Stan Lee, the billed co-creator and writer of many of the Marvel characters that have been translated successfully to the big screen, and made a name for himself to mainstream audiences for his well-received cameos in nearly all of Marvel’s Hollywood outings, both in film and television; even in movies for characters he didn’t create such as Captain America: The First Avenger. In a majority of these roles he’s played unknown bystanders (or in the case of Fantastic Four, the lovable mailman Willie Lumpkin), but in two instances “The Man” in fact played the over-the-top character his parents created and he defined, himself. In both 2007’s Fantastic Four: Rise of the Silver Surfer and the original Iron Man from 2008 he is billed as Stan Lee. While it might not be too factual to call him a Marvel character and someone whose movie rights are tied up in legal contracts, it’s still worth noting.
Stepping back into the completely fictional characters of the Marvel comics universe, there are a number of characters like Quicksilver who could be prone to shared rights between movie studios and simultaneous co-existence in separate movie universes. The easiest one to name is Quicksilver’s sister, the Scarlet Witch; she’s already been announced as having a major role in Avengers: Age of Ultron, but Sony has yet to say if the mutant will play a role in X-Men: Days of Future Past or future movies. The third example is a mutant like the Maximoff siblings, and like them an offspring of a popular pair of characters: Cable.

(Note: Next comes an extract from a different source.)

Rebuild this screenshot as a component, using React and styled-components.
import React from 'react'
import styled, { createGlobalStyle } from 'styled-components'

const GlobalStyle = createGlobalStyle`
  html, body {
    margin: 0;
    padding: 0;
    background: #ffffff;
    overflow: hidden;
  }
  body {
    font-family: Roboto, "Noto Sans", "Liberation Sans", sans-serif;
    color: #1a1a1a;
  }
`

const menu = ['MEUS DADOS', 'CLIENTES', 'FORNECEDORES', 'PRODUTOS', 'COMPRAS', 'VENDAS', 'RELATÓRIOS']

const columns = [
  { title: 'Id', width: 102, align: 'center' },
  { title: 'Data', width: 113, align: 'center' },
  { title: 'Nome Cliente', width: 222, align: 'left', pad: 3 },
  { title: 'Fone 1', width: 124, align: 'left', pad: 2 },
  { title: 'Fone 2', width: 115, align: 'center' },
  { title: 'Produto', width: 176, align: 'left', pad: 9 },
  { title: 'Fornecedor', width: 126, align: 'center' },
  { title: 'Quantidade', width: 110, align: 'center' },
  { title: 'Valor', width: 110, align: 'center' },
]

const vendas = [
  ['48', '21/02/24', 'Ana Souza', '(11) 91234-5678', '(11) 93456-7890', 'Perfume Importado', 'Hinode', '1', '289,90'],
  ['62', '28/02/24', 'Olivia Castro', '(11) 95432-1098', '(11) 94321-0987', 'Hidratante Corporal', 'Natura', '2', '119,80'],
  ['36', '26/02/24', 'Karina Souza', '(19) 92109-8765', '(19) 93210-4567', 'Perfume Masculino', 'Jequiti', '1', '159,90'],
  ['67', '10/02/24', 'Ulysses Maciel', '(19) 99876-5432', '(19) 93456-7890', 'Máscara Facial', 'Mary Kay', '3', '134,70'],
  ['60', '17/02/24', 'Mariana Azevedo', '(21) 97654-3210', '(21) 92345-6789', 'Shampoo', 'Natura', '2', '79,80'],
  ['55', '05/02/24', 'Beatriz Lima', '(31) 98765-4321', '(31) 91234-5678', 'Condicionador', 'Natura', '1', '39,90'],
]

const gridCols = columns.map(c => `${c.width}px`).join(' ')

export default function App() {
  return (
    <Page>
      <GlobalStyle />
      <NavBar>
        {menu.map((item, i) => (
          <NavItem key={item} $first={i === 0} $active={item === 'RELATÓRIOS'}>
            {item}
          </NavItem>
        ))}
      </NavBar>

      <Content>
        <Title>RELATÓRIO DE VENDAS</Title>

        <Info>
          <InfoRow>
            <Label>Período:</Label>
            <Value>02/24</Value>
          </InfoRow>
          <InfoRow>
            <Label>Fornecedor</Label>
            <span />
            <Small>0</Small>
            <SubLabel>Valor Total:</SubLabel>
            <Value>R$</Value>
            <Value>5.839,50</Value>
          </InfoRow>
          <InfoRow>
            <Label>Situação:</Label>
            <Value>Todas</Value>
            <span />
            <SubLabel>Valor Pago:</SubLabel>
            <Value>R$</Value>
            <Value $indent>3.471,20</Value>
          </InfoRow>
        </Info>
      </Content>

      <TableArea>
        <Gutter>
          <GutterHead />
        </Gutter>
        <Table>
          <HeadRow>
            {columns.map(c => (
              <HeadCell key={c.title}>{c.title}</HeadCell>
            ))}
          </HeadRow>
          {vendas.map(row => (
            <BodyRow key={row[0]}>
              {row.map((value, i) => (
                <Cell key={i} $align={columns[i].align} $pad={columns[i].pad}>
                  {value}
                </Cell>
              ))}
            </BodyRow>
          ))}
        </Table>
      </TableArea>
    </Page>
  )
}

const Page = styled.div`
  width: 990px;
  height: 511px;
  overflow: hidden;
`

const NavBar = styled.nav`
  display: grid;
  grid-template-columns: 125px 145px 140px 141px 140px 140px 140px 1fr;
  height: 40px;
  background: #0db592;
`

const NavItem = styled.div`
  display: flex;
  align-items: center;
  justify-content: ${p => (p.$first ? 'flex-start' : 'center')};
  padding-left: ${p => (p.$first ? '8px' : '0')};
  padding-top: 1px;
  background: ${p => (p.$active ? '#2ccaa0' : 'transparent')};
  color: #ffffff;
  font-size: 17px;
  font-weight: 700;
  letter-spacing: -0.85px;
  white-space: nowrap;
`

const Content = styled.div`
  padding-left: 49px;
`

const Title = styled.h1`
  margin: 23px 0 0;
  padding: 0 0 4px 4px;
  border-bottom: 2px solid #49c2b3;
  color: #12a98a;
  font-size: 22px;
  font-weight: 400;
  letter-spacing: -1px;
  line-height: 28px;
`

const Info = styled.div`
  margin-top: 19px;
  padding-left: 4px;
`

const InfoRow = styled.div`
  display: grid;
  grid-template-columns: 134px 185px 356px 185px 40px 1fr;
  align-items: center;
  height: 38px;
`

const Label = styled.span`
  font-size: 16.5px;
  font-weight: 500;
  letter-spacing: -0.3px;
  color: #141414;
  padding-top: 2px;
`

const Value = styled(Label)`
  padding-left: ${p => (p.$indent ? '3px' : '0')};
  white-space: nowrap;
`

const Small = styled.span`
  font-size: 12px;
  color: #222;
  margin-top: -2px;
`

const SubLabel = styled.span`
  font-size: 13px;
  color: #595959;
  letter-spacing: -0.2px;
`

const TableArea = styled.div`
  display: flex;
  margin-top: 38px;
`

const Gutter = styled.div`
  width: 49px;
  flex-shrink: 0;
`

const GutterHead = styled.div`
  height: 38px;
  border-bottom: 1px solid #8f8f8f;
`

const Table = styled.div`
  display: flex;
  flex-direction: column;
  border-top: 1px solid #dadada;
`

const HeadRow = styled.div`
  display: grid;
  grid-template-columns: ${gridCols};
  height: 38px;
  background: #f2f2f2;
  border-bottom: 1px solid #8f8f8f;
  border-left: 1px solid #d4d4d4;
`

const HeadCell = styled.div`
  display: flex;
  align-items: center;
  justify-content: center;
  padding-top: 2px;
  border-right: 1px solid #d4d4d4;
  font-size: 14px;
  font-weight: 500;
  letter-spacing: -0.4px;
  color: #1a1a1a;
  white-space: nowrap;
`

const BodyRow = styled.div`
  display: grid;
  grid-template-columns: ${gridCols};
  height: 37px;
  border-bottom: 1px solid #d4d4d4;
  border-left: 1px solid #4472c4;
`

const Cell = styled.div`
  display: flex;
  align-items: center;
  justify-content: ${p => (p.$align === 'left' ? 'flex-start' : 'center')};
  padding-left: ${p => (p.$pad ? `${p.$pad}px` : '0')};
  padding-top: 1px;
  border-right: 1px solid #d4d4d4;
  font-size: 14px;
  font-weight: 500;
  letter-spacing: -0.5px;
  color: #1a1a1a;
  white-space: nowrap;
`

Debuting in comics as the infant Nathan Summers in 1986’s Uncanny X-Men #201, the character who would later become known as Cable was born as the only son of Cyclops and Madelyne Pryor. Four years later in New Mutants #87, Summers returned from the future as a hardened warrior named Cable. At the time the connection between Cable and the infant Summers wasn’t made, but soon after the 1990 debut it was revealed. As a character he’s almost exclusively appeared in X-Men related books for his 27 year history, so logic would dictate that his character would also be a clear part of the raft of intellectual property acquired when 20th Century Fox bought the movie rights for the X-Men in 1994. But not so, apparently, as in 2009 Variety Senior Editor Marc Graser reported Cable was one of slate of characters Marvel Studios was developing as standalone movies. The co-creator of the adult Cable persona, Rob Liefeld, has stated unequivocally that Cable is part of the planned X-Force movie, which if true would by extension make the character a part of 20th Century’s movie rights holdings. Who’s right? Could they both be right?

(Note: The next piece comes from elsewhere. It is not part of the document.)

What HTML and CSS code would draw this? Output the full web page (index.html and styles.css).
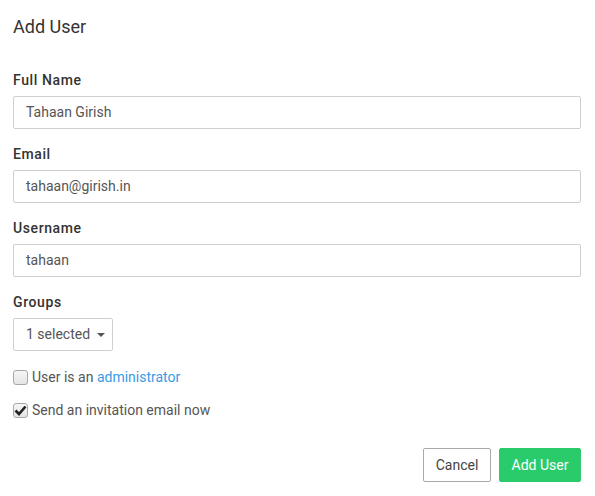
FILE: index.html
```html
<!DOCTYPE html>
<html>
<head>
<meta charset="utf-8">
<link rel="stylesheet" href="styles.css">
</head>
<body>
<div class="modal">
  <h1 class="title">Add User</h1>
  <div class="field first">
    <label class="label">Full Name</label>
    <div class="input">Tahaan Girish</div>
  </div>
  <div class="field">
    <label class="label">Email</label>
    <div class="input">tahaan@girish.in</div>
  </div>
  <div class="field">
    <label class="label">Username</label>
    <div class="input">tahaan</div>
  </div>
  <div class="field">
    <label class="label">Groups</label>
    <div class="select"><span>1 selected</span><span class="caret"></span></div>
  </div>
  <div class="check-row first-check">
    <span class="box"></span>
    <span class="check-text">User is an <a class="link">administrator</a></span>
  </div>
  <div class="check-row">
    <span class="box checked"><svg width="13" height="11" viewBox="0 0 13 11"><path d="M1.5 5.5 L5 9 L11.5 1.5" fill="none" stroke="#222" stroke-width="2.6" stroke-linecap="butt"/></svg></span>
    <span class="check-text">Send an invitation email now</span>
  </div>
  <div class="actions">
    <button class="btn btn-cancel">Cancel</button>
    <button class="btn btn-primary">Add User</button>
  </div>
</div>
</body>
</html>
```
FILE: styles.css
```css
html, body {
  margin: 0;
  padding: 0;
  background: #fff;
}
body {
  font-family: Roboto, "Liberation Sans", sans-serif;
  color: #555;
}
.modal {
  padding: 13px 14px 0 13px;
  display: flex;
  flex-direction: column;
}
.title {
  margin: 0;
  font-size: 18px;
  line-height: 28px;
  font-weight: 400;
  color: #333;
}
.field {
  display: flex;
  flex-direction: column;
  margin-top: 15px;
}
.field.first {
  margin-top: 29px;
}
.label {
  font-size: 14px;
  line-height: 20px;
  font-weight: 500;
  letter-spacing: 0.6px;
  color: #333;
  margin-bottom: 6px;
}
.input {
  height: 33px;
  box-sizing: border-box;
  border: 1px solid #cfcfcf;
  border-radius: 2px;
  padding: 0 12px;
  font-size: 14px;
  line-height: 31px;
  color: #555;
  white-space: nowrap;
}
.select {
  align-self: flex-start;
  width: 100px;
  height: 33px;
  box-sizing: border-box;
  border: 1px solid #cfcfcf;
  border-radius: 2px;
  padding: 0 12px;
  font-size: 14px;
  line-height: 31px;
  color: #555;
  white-space: nowrap;
  display: flex;
  align-items: center;
  gap: 7px;
}
.caret {
  flex: none;
  width: 0;
  height: 0;
  border-left: 4px solid transparent;
  border-right: 4px solid transparent;
  border-top: 4px solid #555;
  margin-top: 1px;
}
.check-row {
  display: flex;
  align-items: center;
  gap: 4px;
  margin-top: 17px;
  height: 16px;
  font-size: 14px;
  color: #555;
  white-space: nowrap;
}
.check-row.first-check {
  margin-top: 18px;
}
.box {
  flex: none;
  width: 15px;
  height: 15px;
  box-sizing: border-box;
  border: 1px solid #a8a8a8;
  border-radius: 3px;
  background: linear-gradient(#f6f6f6, #e4e4e4);
  display: flex;
  align-items: center;
  justify-content: center;
}
.box svg {
  display: block;
}
.link {
  color: #3a9be5;
  text-decoration: none;
}
.actions {
  display: flex;
  justify-content: flex-end;
  gap: 8px;
  margin-top: 30px;
}
.btn {
  height: 34px;
  box-sizing: border-box;
  border-radius: 2px;
  font-family: Roboto, "Liberation Sans", sans-serif;
  font-size: 14px;
  padding: 0;
  white-space: nowrap;
  cursor: pointer;
}
.btn-cancel {
  width: 68px;
  background: #fff;
  border: 1px solid #a9a9a9;
  color: #444;
}
.btn-primary {
  width: 82px;
  background: #2acb6b;
  border: 1px solid #2acb6b;
  color: #fff;
}
```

The facts as they’ve been revealed don’t illuminate any clues as to why this might be. It’s certainly possible that Variety was simply mistaken to list Cable as a character in development at Marvel as a feature film. But if that was the case, wouldn’t Marvel, or especially 20th Century Fox, ask for a correction from Variety? To date that hasn’t appeared, but neither has any official confirmation of any of the properties Graser mentioned. Factual answers to this lie in the 1994 contract between Marvel and 20th Century Fox, but that is highly unlikely to ever come to light in the public. More likely, fans will find out which studio has Cable’s rights when he appears on the big screen for the first time. But perhaps, like Quicksilver, his rights are evenly split with the character able to be used by both indiscriminately; or perhaps for some reason the infant-aged Nathan Summers character is tied up in 20th Century Fox’s rights while the adult Cable in another; or vice-versa.

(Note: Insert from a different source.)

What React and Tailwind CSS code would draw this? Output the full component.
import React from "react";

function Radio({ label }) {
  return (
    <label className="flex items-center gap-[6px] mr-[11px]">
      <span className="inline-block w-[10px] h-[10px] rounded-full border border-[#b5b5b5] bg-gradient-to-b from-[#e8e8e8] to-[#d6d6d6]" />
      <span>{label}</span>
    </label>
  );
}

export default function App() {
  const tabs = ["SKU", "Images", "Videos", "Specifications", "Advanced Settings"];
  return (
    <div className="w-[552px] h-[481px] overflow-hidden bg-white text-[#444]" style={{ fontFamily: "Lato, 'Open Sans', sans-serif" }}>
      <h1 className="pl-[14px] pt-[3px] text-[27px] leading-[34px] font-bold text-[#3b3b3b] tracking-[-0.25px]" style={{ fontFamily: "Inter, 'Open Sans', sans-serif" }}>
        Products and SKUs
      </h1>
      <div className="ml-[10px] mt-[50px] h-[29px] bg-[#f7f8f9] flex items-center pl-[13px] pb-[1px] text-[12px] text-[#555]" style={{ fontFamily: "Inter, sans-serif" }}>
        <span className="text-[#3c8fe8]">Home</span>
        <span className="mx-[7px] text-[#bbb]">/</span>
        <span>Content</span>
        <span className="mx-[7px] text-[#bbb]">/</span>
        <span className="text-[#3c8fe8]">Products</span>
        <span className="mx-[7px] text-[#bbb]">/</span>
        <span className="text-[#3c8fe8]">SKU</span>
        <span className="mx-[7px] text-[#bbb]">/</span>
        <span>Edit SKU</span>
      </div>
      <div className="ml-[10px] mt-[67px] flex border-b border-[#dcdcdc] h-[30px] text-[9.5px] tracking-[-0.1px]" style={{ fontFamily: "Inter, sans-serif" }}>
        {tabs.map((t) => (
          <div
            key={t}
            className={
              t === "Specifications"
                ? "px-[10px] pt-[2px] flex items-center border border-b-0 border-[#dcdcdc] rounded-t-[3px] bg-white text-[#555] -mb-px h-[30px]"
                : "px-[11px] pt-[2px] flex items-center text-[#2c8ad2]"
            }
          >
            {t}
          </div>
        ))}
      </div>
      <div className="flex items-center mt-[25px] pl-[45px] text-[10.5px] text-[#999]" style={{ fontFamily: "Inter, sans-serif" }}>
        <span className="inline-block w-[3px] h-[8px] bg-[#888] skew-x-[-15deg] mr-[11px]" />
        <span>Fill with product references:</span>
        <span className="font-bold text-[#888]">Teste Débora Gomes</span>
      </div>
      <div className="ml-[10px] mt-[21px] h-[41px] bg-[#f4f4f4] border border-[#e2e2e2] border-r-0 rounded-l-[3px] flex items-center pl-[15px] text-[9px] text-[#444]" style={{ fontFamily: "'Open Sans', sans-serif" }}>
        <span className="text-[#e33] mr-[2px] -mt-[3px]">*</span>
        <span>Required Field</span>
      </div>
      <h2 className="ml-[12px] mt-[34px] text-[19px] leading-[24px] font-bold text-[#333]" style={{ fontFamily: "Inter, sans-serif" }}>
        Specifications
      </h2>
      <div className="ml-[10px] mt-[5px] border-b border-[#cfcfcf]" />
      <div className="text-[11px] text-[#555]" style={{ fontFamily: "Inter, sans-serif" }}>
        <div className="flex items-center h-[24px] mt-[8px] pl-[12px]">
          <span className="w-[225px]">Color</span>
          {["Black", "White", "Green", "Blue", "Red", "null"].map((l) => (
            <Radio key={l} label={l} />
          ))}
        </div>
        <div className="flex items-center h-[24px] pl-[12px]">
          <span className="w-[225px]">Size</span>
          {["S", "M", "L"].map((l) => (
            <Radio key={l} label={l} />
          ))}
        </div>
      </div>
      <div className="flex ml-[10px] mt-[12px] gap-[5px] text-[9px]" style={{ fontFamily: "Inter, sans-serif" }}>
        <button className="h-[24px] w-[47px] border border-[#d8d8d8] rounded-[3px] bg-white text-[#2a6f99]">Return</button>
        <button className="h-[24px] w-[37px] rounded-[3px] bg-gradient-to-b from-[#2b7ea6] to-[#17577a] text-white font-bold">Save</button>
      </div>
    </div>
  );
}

There are additional characters that have paths that crisscross different sectors of the Marvel Universe whose movie rights are owned by separate companies; two of which have already appeared, Sabretooth and Mystique. Although both of these characters are ardent parts of the X-Men side of the Marvel Universe and have appeared in numerous X-Men movies, both of these characters’ origins are rooted outside of the X-Men titles. Sabretooth was originally created for 1977’s Iron Fist #14 by Chris Claremont and John Byrne, and fought against heroes such as Iron Fist, Luke Cage and even Spider-Man. It wasn’t until 9 years later that he first stepped into the X-Men titles, with 1986’s X-Factor #10. Likewise, Mystique first appeared in 1978’s Ms. Marvel #16 under the pen of Claremont and Dave Cockrum; the character wouldn’t segue over to her more well-known haunts of the mutant side of the Marvel U until 1981’s Uncanny X-Men #141. In many ways, Mystique and Sabretooth’s complicated path in comics are reverse mirror images of Quicksilver and Scarlet Witch, but with them being extensively used in 20th Century Fox’s X-Men movies. But given this evidence, could they show up in a Marvel Studios’ movie? Imagine that for a second. Heck, even Rogue first appeared in Avengers Annual #10 (From yes, you guessed it, Chris Claremont), as a villain under the watch of Mystique. Now that she’s been cut from X-Men: Days of Future Past, maybe she can make her big screen return in a future Marvel Studios film.
This whole conversation doesn’t even bring in 20th Century Fox’s other Marvel superhero franchise, the Fantastic Four. Although currently in dry dock awaiting a reboot, when Fox bought the rights for Marvel’s First Family they also bought the title that during its first fifty issues was the crossroads for Marvel’s then-budding comic book universe. Numerous characters such as Black Panther, Uatu the Watcher, and Kang appeared there, as did entire races such as the Inhumans, the Kree and the Skrulls (and many other space-faring races). Marvel’s already made announcements about being in early development on Black Panther and Inhumans movies in-house, so perhaps those rights were carved out when they sold the rights to the FF to 20th Century Fox? The current push for the Inhumans in Marvel Comics has been speculated as being the first step to bring them into the movie spotlight. Perhaps, but there’s still a lot of question marks. Another big one to consider is Mephisto, who first appeared in Silver Surfer, a title whose titular star is squarely in the movie-verse of 20th Century Fox’s Fantastic Four franchise.
Again, it’s all down to the contracts signed by Marvel and these various outside studios. But much like some comics creators have had second thoughts about contracts signed with publisher years or decades after the fact, so might Marvel now as they build their comics empire.